When most people think of slavery, they imagine vast plantations, cotton, and pained bodies of people sweating under the sting of a summer sun. Slavery and Freedom examines another side of this tangled history, moving from fields into bustling urban centers, revealing the complex lives of slaves and their owners who brushed elbows under the same roof. This book and accompanying exhibition builds off the stories of the enslaved members of two famous southern homes (now two historic museums) in order to paint a broader portrait of urban slavery across 300 years of Savannah history.
A landmark project in Telfair Museums’ ongoing mission to fully preserve and reinterpret the Owens-Thomas House, Slavery and Freedom began with a three-day symposium in2011, featuring lectures and discussions with scholars of U.S. and African American History. Before this project, slavery was virtually absent from discussions of Savannah’s history and culture, especially in the case of museum interpretations.
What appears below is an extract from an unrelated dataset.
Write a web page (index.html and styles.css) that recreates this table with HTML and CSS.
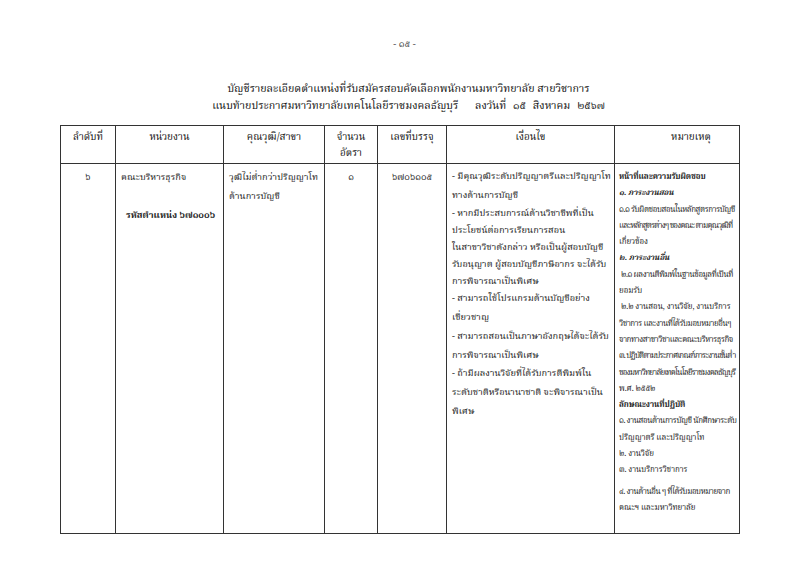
FILE: index.html
```html
<!DOCTYPE html>
<html lang="th">
<head>
<meta charset="utf-8">
<link rel="stylesheet" href="styles.css">
</head>
<body>
<div class="page">
  <div class="pageno">- ๑๕ -</div>
  <div class="title">
    <div>บัญชีรายละเอียดตำแหน่งที่รับสมัครสอบคัดเลือกพนักงานมหาวิทยาลัย สายวิชาการ</div>
    <div>แนบท้ายประกาศมหาวิทยาลัยเทคโนโลยีราชมงคลธัญบุรี <span class="sp"></span>ลงวันที่ <span class="sp2"></span>๑๕ <span class="sp2"></span>สิงหาคม <span class="sp2"></span>๒๕๖๗</div>
  </div>
  <table class="grid">
    <colgroup>
      <col class="c1"><col class="c2"><col class="c3"><col class="c4"><col class="c5"><col class="c6"><col class="c7">
    </colgroup>
    <thead>
      <tr>
        <th>ลำดับที่</th>
        <th>หน่วยงาน</th>
        <th>คุณวุฒิ/สาขา</th>
        <th>จำนวน<br>อัตรา</th>
        <th>เลขที่บรรจุ</th>
        <th>เงื่อนไข</th>
        <th class="hnote">หมายเหตุ</th>
      </tr>
    </thead>
    <tbody>
      <tr>
        <td class="center">๖</td>
        <td>
          <div>คณะบริหารธุรกิจ</div>
          <div class="code">รหัสตำแหน่ง ๖๗๑๐๐๖</div>
        </td>
        <td>
          <div>วุฒิไม่ต่ำกว่าปริญญาโท</div>
          <div>ด้านการบัญชี</div>
        </td>
        <td class="center">๑</td>
        <td class="center">๖๗๐๖๑๐๕</td>
        <td class="cond">
          <p class="l19">- มีคุณวุฒิระดับปริญญาตรีและปริญญาโท<br>ทางด้านการบัญชี</p>
          <p class="l17">- หากมีประสบการณ์ด้านวิชาชีพที่เป็น<br>ประโยชน์ต่อการเรียนการสอน</p>
          <p class="l17">ในสาขาวิชาดังกล่าว หรือเป็นผู้สอบบัญชี<br>รับอนุญาต ผู้สอบบัญชีภาษีอากร จะได้รับ<br>การพิจารณาเป็นพิเศษ</p>
          <p class="l19">- สามารถใช้โปรแกรมด้านบัญชีอย่าง<br>เชี่ยวชาญ</p>
          <p class="l19">- สามารถสอนเป็นภาษาอังกฤษได้จะได้รับ<br>การพิจารณาเป็นพิเศษ</p>
          <p class="l19">- ถ้ามีผลงานวิจัยที่ได้รับการตีพิมพ์ใน<br>ระดับชาติหรือนานาชาติ จะพิจารณาเป็น<br>พิเศษ</p>
        </td>
        <td class="note">
          <p class="b">หน้าที่และความรับผิดชอบ</p>
          <p class="bi">๑. ภาระงานสอน</p>
          <p><span class="tight">๑.๑ รับผิดชอบสอนในหลักสูตรการบัญชี</span><br><span class="tighter">และหลักสูตรต่างๆ ของคณะ ตามคุณวุฒิที่</span><br>เกี่ยวข้อง</p>
          <p class="bi">๒. ภาระงานอื่น</p>
          <p>&nbsp;<span class="tight">๒.๑ ผลงานตีพิมพ์ในฐานข้อมูลที่เป็นที่</span><br>ยอมรับ</p>
          <p>&nbsp;๒.๒ งานสอน, งานวิจัย, งานบริการ<br><span class="tight">วิชาการ และงานที่ได้รับมอบหมายอื่นๆ</span><br><span class="tight">จากทางสาขาวิชาและคณะบริหารธุรกิจ</span></p>
          <p><span class="tighter">๓. ปฏิบัติตามประกาศเกณฑ์ภาระงานขั้นต่ำ</span><br><span class="tighter">ของมหาวิทยาลัยเทคโนโลยีราชมงคลธัญบุรี</span><br>พ.ศ. ๒๕๕๒</p>
          <p class="b">ลักษณะงานที่ปฏิบัติ</p>
          <p><span class="tight">๑. งานสอนด้านการบัญชี นักศึกษาระดับ</span><br>ปริญญาตรี และปริญญาโท</p>
          <p>๒. งานวิจัย</p>
          <p>๓. งานบริการวิชาการ</p>
          <p class="gap"><span class="tight">๔. งานด้านอื่น ๆ ที่ได้รับมอบหมายจาก</span><br>คณะฯ และมหาวิทยาลัย</p>
        </td>
      </tr>
    </tbody>
  </table>
</div>
</body>
</html>
```

FILE: styles.css
```css
html, body {
  margin: 0;
  padding: 0;
  background: #ffffff;
}
body {
  font-family: "Noto Serif Thai", "Noto Sans Thai", serif;
  color: #222;
  font-size: 9.3px;
}
.page {
  width: 800px;
  height: 566px;
  box-sizing: border-box;
  padding: 38px 61px 0 60px;
}
.pageno {
  text-align: center;
  font-size: 9.5px;
  line-height: 14px;
  color: #444;
  padding-left: 10px;
}
.title {
  margin-top: 29px;
  text-align: center;
  font-size: 10.7px;
  line-height: 17px;
  color: #111;
  padding-left: 18px;
}
.sp { display: inline-block; width: 14px; }
.sp2 { display: inline-block; width: 4px; }
.grid {
  margin-top: 10px;
  width: 679px;
  border-collapse: collapse;
  table-layout: fixed;
}
.c1 { width: 55px; }
.c2 { width: 108px; }
.c3 { width: 101px; }
.c4 { width: 53px; }
.c5 { width: 69px; }
.c6 { width: 168px; }
.c7 { width: 125px; }
.grid th, .grid td {
  border: 1px solid #333;
  vertical-align: top;
  overflow: hidden;
}
.grid th {
  font-weight: normal;
  font-size: 10px;
  line-height: 16px;
  height: 37px;
  box-sizing: border-box;
  padding: 3px 2px 2px;
  text-align: center;
  color: #111;
}
.grid th.hnote {
  padding-left: 30px;
}
.grid td {
  height: 364px;
  padding: 4px 5px 0 5px;
  line-height: 19px;
  white-space: nowrap;
}
.center { text-align: center; }
.code {
  font-weight: bold;
  margin-top: 19px;
  padding-left: 5px;
}
.cond p, .note p { margin: 0; }
.cond .l19 { line-height: 18.7px; }
.cond .l17 { line-height: 17px; }
.grid td.note {
  line-height: 16.3px;
  font-size: 8px;
  letter-spacing: -0.1px;
  padding: 5px 0 0 4px;
}
.note .tight { letter-spacing: -0.45px; }
.note .tighter { letter-spacing: -0.8px; }
.note .b { font-weight: bold; }
.note .bi { font-weight: bold; font-style: italic; }
.note .gap { margin-top: 5px; }
```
This gap is why Telfair Museums initiated this project, to bring this story to the community in a way that would be true and resonant, and reach the widest possible audience.
The Slavery and Freedom in Savannah symposium, book, and exhibition is the first attempt to explore and interpret this narrative through a Southern lens. This story covers three centuries of life in Georgia, bridging the same 300 years of American culture that inspires the art of Telfair’s permanent collection. This overlap creates a new dialogue between the museums’ gallery walls and the African American experience, building a fresh and unique appreciation for both.